There are plenty of sources that explain the
performance per watt of a computer. However, I wanted to investigate how accelerated computer components (notably GPUs) have become more efficient at a lower price over the years. I have thus defined a metric: performance per watt per price-unit, and plotted these by launch date and launch price.
The results are as follows:
Notes:
- GFLOPS are single precision
- Prices are in euro as they were approximately at launch date; if no launch price is known, it has not been proxied with a current price and no plot point is shown
- Data taken mostly from Comparison of Nvidia graphics processing units - Wikipedia, the free encyclopedia and collection started from the advent of multi-core GPU architectures. The choice of Nvidia was made, because of our professional interest in deploying CUDA and does not constitute an endorsement.

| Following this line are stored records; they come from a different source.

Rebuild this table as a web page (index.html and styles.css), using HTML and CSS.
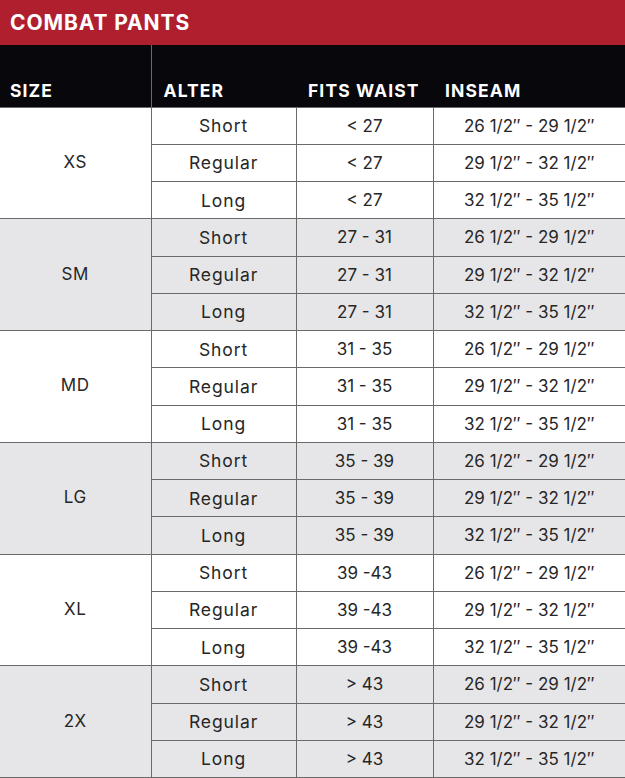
FILE: index.html
```html
<!DOCTYPE html>
<html>
<head>
<meta charset="utf-8">
<link rel="stylesheet" href="styles.css">
</head>
<body>
<div class="chart">
  <div class="title">COMBAT PANTS</div>
  <table class="sizes">
    <colgroup>
      <col class="c-size"><col class="c-alter"><col class="c-waist"><col class="c-inseam">
    </colgroup>
    <thead>
      <tr>
        <th class="h-size">SIZE</th>
        <th>ALTER</th>
        <th>FITS WAIST</th>
        <th>INSEAM</th>
      </tr>
    </thead>
    <tbody class="g-white">
      <tr><td rowspan="3" class="size">XS</td><td class="alt">Short</td><td>&lt; 27</td><td>26 1/2″ - 29 1/2″</td></tr>
      <tr><td class="alt">Regular</td><td>&lt; 27</td><td>29 1/2″ - 32 1/2″</td></tr>
      <tr><td class="alt">Long</td><td>&lt; 27</td><td>32 1/2″ - 35 1/2″</td></tr>
    </tbody>
    <tbody class="g-gray">
      <tr><td rowspan="3" class="size">SM</td><td class="alt">Short</td><td>27 - 31</td><td>26 1/2″ - 29 1/2″</td></tr>
      <tr><td class="alt">Regular</td><td>27 - 31</td><td>29 1/2″ - 32 1/2″</td></tr>
      <tr><td class="alt">Long</td><td>27 - 31</td><td>32 1/2″ - 35 1/2″</td></tr>
    </tbody>
    <tbody class="g-white">
      <tr><td rowspan="3" class="size">MD</td><td class="alt">Short</td><td>31 - 35</td><td>26 1/2″ - 29 1/2″</td></tr>
      <tr><td class="alt">Regular</td><td>31 - 35</td><td>29 1/2″ - 32 1/2″</td></tr>
      <tr><td class="alt">Long</td><td>31 - 35</td><td>32 1/2″ - 35 1/2″</td></tr>
    </tbody>
    <tbody class="g-gray">
      <tr><td rowspan="3" class="size">LG</td><td class="alt">Short</td><td>35 - 39</td><td>26 1/2″ - 29 1/2″</td></tr>
      <tr><td class="alt">Regular</td><td>35 - 39</td><td>29 1/2″ - 32 1/2″</td></tr>
      <tr><td class="alt">Long</td><td>35 - 39</td><td>32 1/2″ - 35 1/2″</td></tr>
    </tbody>
    <tbody class="g-white">
      <tr><td rowspan="3" class="size">XL</td><td class="alt">Short</td><td>39 -43</td><td>26 1/2″ - 29 1/2″</td></tr>
      <tr><td class="alt">Regular</td><td>39 -43</td><td>29 1/2″ - 32 1/2″</td></tr>
      <tr><td class="alt">Long</td><td>39 -43</td><td>32 1/2″ - 35 1/2″</td></tr>
    </tbody>
    <tbody class="g-gray">
      <tr><td rowspan="3" class="size">2X</td><td class="alt">Short</td><td>&gt; 43</td><td>26 1/2″ - 29 1/2″</td></tr>
      <tr><td class="alt">Regular</td><td>&gt; 43</td><td>29 1/2″ - 32 1/2″</td></tr>
      <tr><td class="alt">Long</td><td>&gt; 43</td><td>32 1/2″ - 35 1/2″</td></tr>
    </tbody>
  </table>
</div>
</body>
</html>
```

FILE: styles.css
```css
html, body {
  margin: 0;
  padding: 0;
  background: #ffffff;
}
.chart {
  width: 625px;
  font-family: "Inter", "Liberation Sans", sans-serif;
}
.title {
  height: 45px;
  box-sizing: border-box;
  background: #b01f2e;
  color: #ffffff;
  font-weight: 700;
  font-size: 21px;
  letter-spacing: 0.9px;
  padding: 11px 0 0 10px;
  line-height: 24px;
}
.sizes {
  width: 625px;
  border-collapse: collapse;
  table-layout: fixed;
}
.c-size { width: 151px; }
.c-alter { width: 145px; }
.c-waist { width: 137px; }
.c-inseam { width: 192px; }
.sizes thead th {
  background: #08070c;
  color: #ffffff;
  font-weight: 700;
  font-size: 17.5px;
  letter-spacing: 1.1px;
  text-align: left;
  height: 62px;
  padding: 0 0 6px 12px;
  vertical-align: bottom;
  box-sizing: border-box;
  border-bottom: 1px solid #6a6a6a;
}
.sizes thead th.h-size {
  padding-left: 10px;
  border-right: 1px solid #6a6a6a;
}
.sizes td {
  height: 37.25px;
  padding: 0;
  box-sizing: border-box;
  text-align: center;
  vertical-align: middle;
  font-size: 17px;
  color: #262626;
  border: 1px solid #6a6a6a;
}
.sizes td.alt {
  font-size: 17.5px;
  letter-spacing: 0.9px;
}
.sizes td.size {
  padding-bottom: 2px;
  letter-spacing: 0.6px;
}
.sizes td:first-child { border-left: none; }
.sizes td:last-child { border-right: none; }
.g-white td { background: #ffffff; }
.g-gray td { background: #e6e6e8; }
```
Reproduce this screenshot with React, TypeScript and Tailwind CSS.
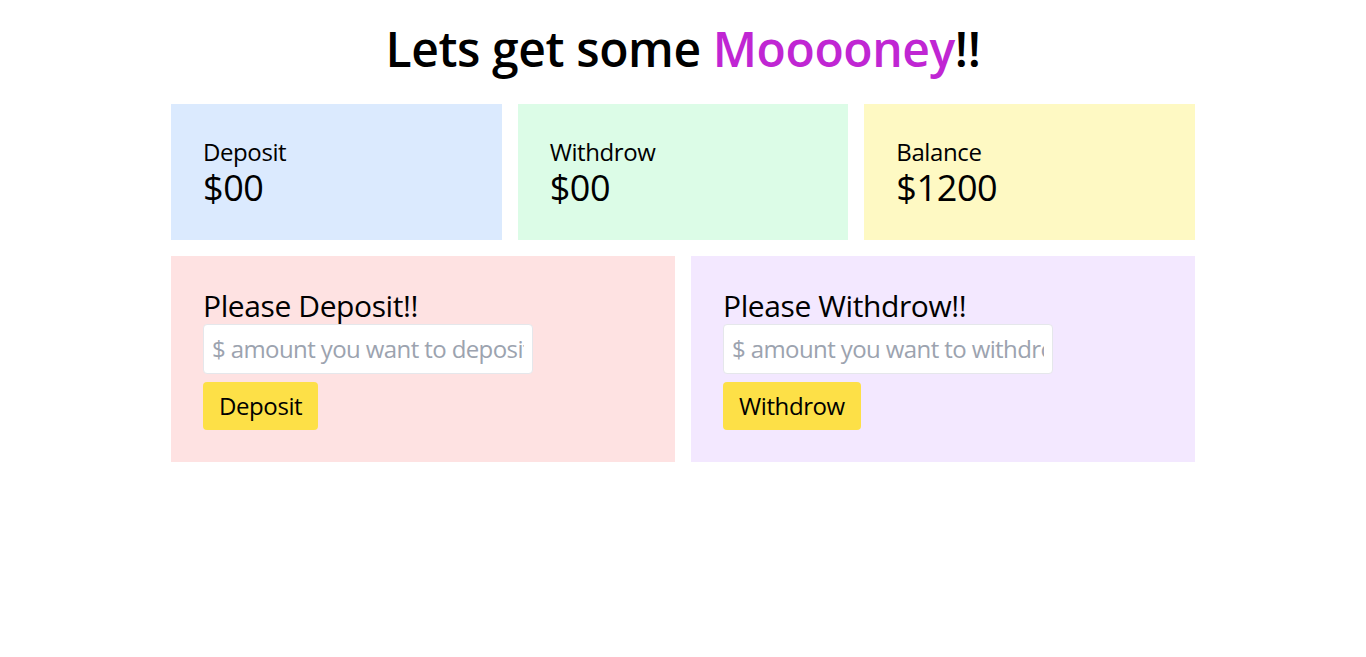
import * as React from "react";

const StatCard: React.FC<{ label: string; amount: string; bg: string }> = ({
  label,
  amount,
  bg,
}) => {
  return (
    <div className={`${bg} p-8`}>
      <p className="text-2xl leading-8">{label}</p>
      <p className="text-4xl leading-10">{amount}</p>
    </div>
  );
};

const App: React.FC = () => {
  const [deposit, setDeposit] = React.useState(0);
  const [withdrow, setWithdrow] = React.useState(0);
  const [balance, setBalance] = React.useState(1200);
  const [depositInput, setDepositInput] = React.useState("");
  const [withdrowInput, setWithdrowInput] = React.useState("");

  const handleDeposit = () => {
    const amount = parseFloat(depositInput);
    if (!amount) return;
    setDeposit(deposit + amount);
    setBalance(balance + amount);
    setDepositInput("");
  };

  const handleWithdrow = () => {
    const amount = parseFloat(withdrowInput);
    if (!amount) return;
    setWithdrow(withdrow + amount);
    setBalance(balance - amount);
    setWithdrowInput("");
  };

  return (
    <div
      className="min-h-screen bg-white tracking-[-0.025em] text-black"
      style={{ fontFamily: '"Segoe UI", "Open Sans", "Noto Sans", sans-serif' }}
    >
      <h1 className="pt-[25px] pb-[31px] text-center text-5xl leading-[48px] font-semibold">
        Lets get some <span className="text-[#c026d3]">Mooooney</span>!!
      </h1>
      <div className="mx-auto max-w-[1024px]">
        <div className="grid grid-cols-3 gap-4">
          <StatCard label="Deposit" amount={`$${deposit || "00"}`} bg="bg-[#dbeafe]" />
          <StatCard label="Withdrow" amount={`$${withdrow || "00"}`} bg="bg-[#dcfce7]" />
          <StatCard label="Balance" amount={`$${balance}`} bg="bg-[#fef9c3]" />
        </div>
        <div className="mt-4 grid grid-cols-2 gap-4">
          <div className="bg-[#fee2e2] p-8">
            <h4 className="text-3xl leading-9">Please Deposit!!</h4>
            <input
              className="block w-[330px] rounded border border-gray-200 bg-white p-2 text-2xl leading-8 tracking-[-0.025em] outline-none placeholder:text-[#9ca3af]"
              placeholder="$ amount you want to deposit"
              value={depositInput}
              onChange={(e) => setDepositInput(e.target.value)}
            />
            <button
              className="mt-2 rounded bg-[#fde047] px-4 py-2 text-2xl leading-8"
              onClick={handleDeposit}
            >
              Deposit
            </button>
          </div>
          <div className="bg-[#f3e8ff] p-8">
            <h4 className="text-3xl leading-9">Please Withdrow!!</h4>
            <input
              className="block w-[330px] rounded border border-gray-200 bg-white p-2 text-2xl leading-8 tracking-[-0.025em] outline-none placeholder:text-[#9ca3af]"
              placeholder="$ amount you want to withdrow"
              value={withdrowInput}
              onChange={(e) => setWithdrowInput(e.target.value)}
            />
            <button
              className="mt-2 rounded bg-[#fde047] px-4 py-2 text-2xl leading-8"
              onClick={handleWithdrow}
            >
              Withdrow
            </button>
          </div>
        </div>
      </div>
    </div>
  );
};

export default App;
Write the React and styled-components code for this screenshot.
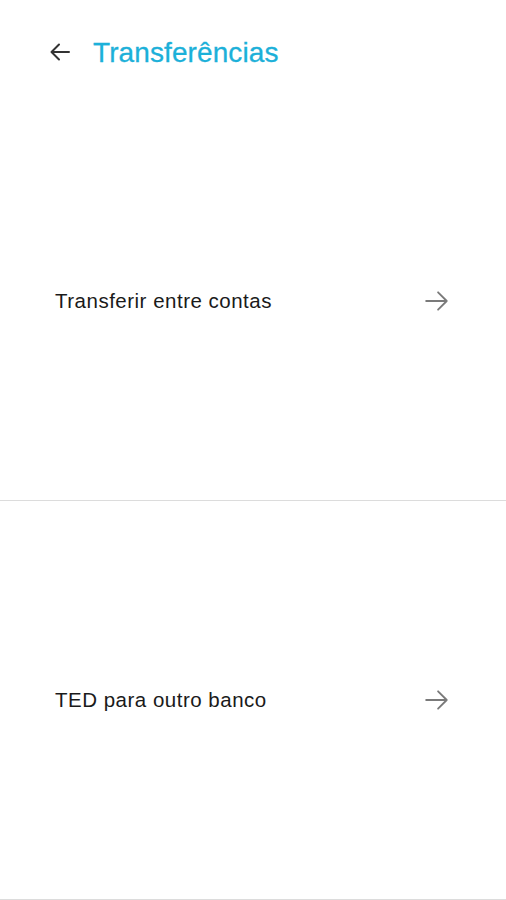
import React from "react";
import styled, { createGlobalStyle } from "styled-components";

const GlobalStyle = createGlobalStyle`
  html, body {
    margin: 0;
    padding: 0;
    background: #ffffff;
  }
  body {
    font-family: "Liberation Sans", Arial, sans-serif;
  }
`;

const Screen = styled.div`
  width: 506px;
  height: 900px;
  background: #ffffff;
  display: flex;
  flex-direction: column;
  overflow: hidden;
`;

const Header = styled.header`
  height: 102px;
  display: flex;
  align-items: flex-start;
  padding: 39px 0 0 47px;
  box-sizing: border-box;
  gap: 20px;
`;

const BackButton = styled.button`
  width: 26px;
  height: 26px;
  padding: 0;
  margin: 0;
  border: none;
  background: transparent;
  display: flex;
  align-items: center;
  justify-content: center;
  cursor: pointer;
`;

const Title = styled.h1`
  margin: 0;
  font-size: 28px;
  font-weight: 400;
  line-height: 28px;
  color: #1cb0d9;
  letter-spacing: 0.1px;
  -webkit-text-stroke: 0.3px #1cb0d9;
`;

const List = styled.div`
  display: flex;
  flex-direction: column;
`;

const Row = styled.div`
  height: 398px;
  border-bottom: 1px solid #dcdcdc;
  display: flex;
  align-items: center;
  justify-content: space-between;
  padding: 0 56px 0 55px;
  cursor: pointer;
`;

const Label = styled.span`
  font-size: 20.5px;
  letter-spacing: 0.5px;
  color: #1a1a1a;
`;

const ArrowBack = () => (
  <svg width="24" height="24" viewBox="0 0 24 24" fill="none">
    <path
      d="M21 12H4M11 4.5L3.5 12L11 19.5"
      stroke="#333333"
      strokeWidth="2"
      strokeLinecap="round"
      strokeLinejoin="round"
    />
  </svg>
);

const ArrowForward = () => (
  <svg width="26" height="26" viewBox="0 0 24 24" fill="none">
    <path
      d="M2 12H21M13 4L21 12L13 20"
      stroke="#7a7a7a"
      strokeWidth="1.7"
      strokeLinecap="round"
      strokeLinejoin="round"
    />
  </svg>
);

const options = ["Transferir entre contas", "TED para outro banco"];

export default function App() {
  return (
    <>
      <GlobalStyle />
      <Screen>
        <Header>
          <BackButton aria-label="Voltar">
            <ArrowBack />
          </BackButton>
          <Title>Transferências</Title>
        </Header>
        <List>
          {options.map((label) => (
            <Row key={label}>
              <Label>{label}</Label>
              <ArrowForward />
            </Row>
          ))}
        </List>
      </Screen>
    </>
  );
}
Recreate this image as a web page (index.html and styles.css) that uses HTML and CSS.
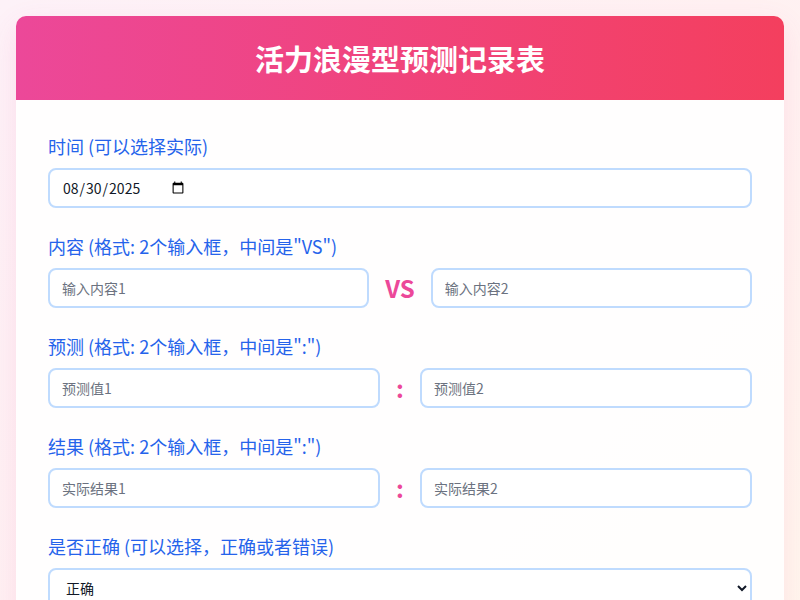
FILE: index.html
```html
<!DOCTYPE html>
<html lang="zh-CN">
<head>
<meta charset="UTF-8">
<title>活力浪漫型预测记录表</title>
<link rel="stylesheet" href="styles.css">
</head>
<body>
<div class="card">
  <div class="card-header">
    <h1 class="title">活力浪漫型预测记录表</h1>
  </div>
  <form class="card-body">
    <div class="group">
      <label class="label">时间 (可以选择实际)</label>
      <input class="field date" type="date" value="2025-08-30">
    </div>
    <div class="group">
      <label class="label">内容 (格式: 2个输入框，中间是"VS")</label>
      <div class="pair">
        <input class="field" type="text" placeholder="输入内容1">
        <span class="sep sep-vs">VS</span>
        <input class="field" type="text" placeholder="输入内容2">
      </div>
    </div>
    <div class="group">
      <label class="label">预测 (格式: 2个输入框，中间是":")</label>
      <div class="pair">
        <input class="field" type="text" placeholder="预测值1">
        <span class="sep sep-colon">:</span>
        <input class="field" type="text" placeholder="预测值2">
      </div>
    </div>
    <div class="group">
      <label class="label">结果 (格式: 2个输入框，中间是":")</label>
      <div class="pair">
        <input class="field" type="text" placeholder="实际结果1">
        <span class="sep sep-colon">:</span>
        <input class="field" type="text" placeholder="实际结果2">
      </div>
    </div>
    <div class="group">
      <label class="label">是否正确 (可以选择，正确或者错误)</label>
      <select class="field select">
        <option>正确</option>
        <option>错误</option>
      </select>
    </div>
  </form>
</div>
</body>
</html>
```

FILE: styles.css
```css
html, body {
  margin: 0;
  padding: 0;
}
body {
  min-height: 100vh;
  padding: 16px;
  box-sizing: border-box;
  background: linear-gradient(135deg, #fdf2f8 0%, #fff1f2 50%, #fff7ed 100%);
  font-family: "Noto Sans CJK SC", "Noto Sans", sans-serif;
}
.card {
  border-radius: 10px;
  overflow: hidden;
  background: rgba(255, 255, 255, 0.88);
  box-shadow: 0 10px 30px rgba(236, 72, 153, 0.12);
}
.card-header {
  background: linear-gradient(90deg, #ec4899 0%, #f43f5e 100%);
  padding: 22px 24px;
  text-align: center;
}
.title {
  margin: 0;
  color: #ffffff;
  font-size: 29px;
  line-height: 40px;
  font-weight: 700;
}
.card-body {
  display: block;
  padding: 32px 32px 24px;
}
.group {
  margin-bottom: 24px;
}
.label {
  display: block;
  color: #2563eb;
  font-size: 18px;
  line-height: 28px;
  margin-bottom: 8px;
}
.field {
  display: block;
  width: 100%;
  height: 40px;
  box-sizing: border-box;
  padding: 0 12px;
  border: 2px solid #bfdbfe;
  border-radius: 8px;
  background: #ffffff;
  font-family: "Noto Sans CJK SC", "Noto Sans", sans-serif;
  font-size: 14px;
  color: #111827;
  outline: none;
}
.field::placeholder {
  color: #6b7280;
}
.date::-webkit-datetime-edit {
  flex: none;
}
.date::-webkit-calendar-picker-indicator {
  margin-left: 0;
}
.select {
  padding: 0 12px;
}
.pair {
  display: flex;
  align-items: center;
  gap: 16px;
}
.pair .field {
  flex: 1;
  min-width: 0;
}
.sep {
  color: #ec4899;
  font-weight: 700;
  font-size: 24px;
  line-height: 40px;
}
.sep-colon {
  font-size: 24px;
}
```
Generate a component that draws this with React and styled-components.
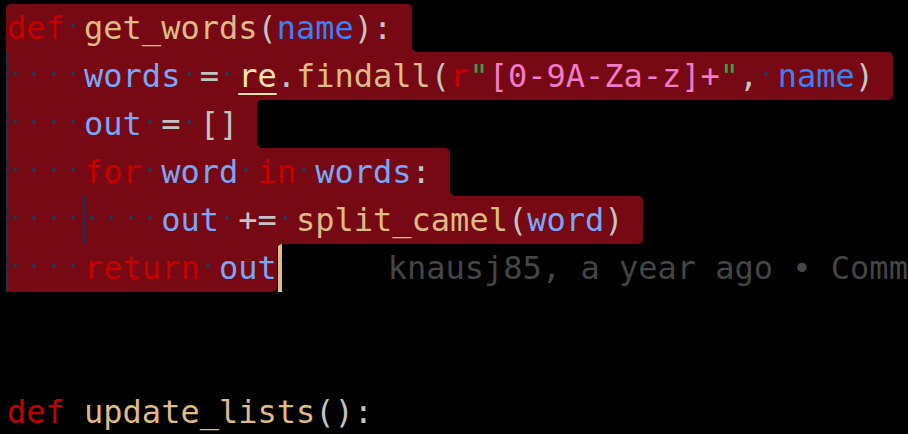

- Data is on retail components as opposed to OEM components.
- Launch prices are often artificially high, because it is the feature set that appeals to the enthusiasts who are also the first movers. The price degradation over time (loosely 10% per year) has not been taken into account.
- The last two plot points are the GeForce GTX Titan and GeForce GTX 650 Ti Boost.
So while performance per watt has increased more than 5-fold over the observed period, the performance per watt per price-unit has not kept up accordingly: almost 4-fold.
In fact, there is even an inverse relationship between the number of cores and the performance metric:
Perhaps the high end cards do not drop in price as much and maintain their price level at launch to finance the development of the lower end cards.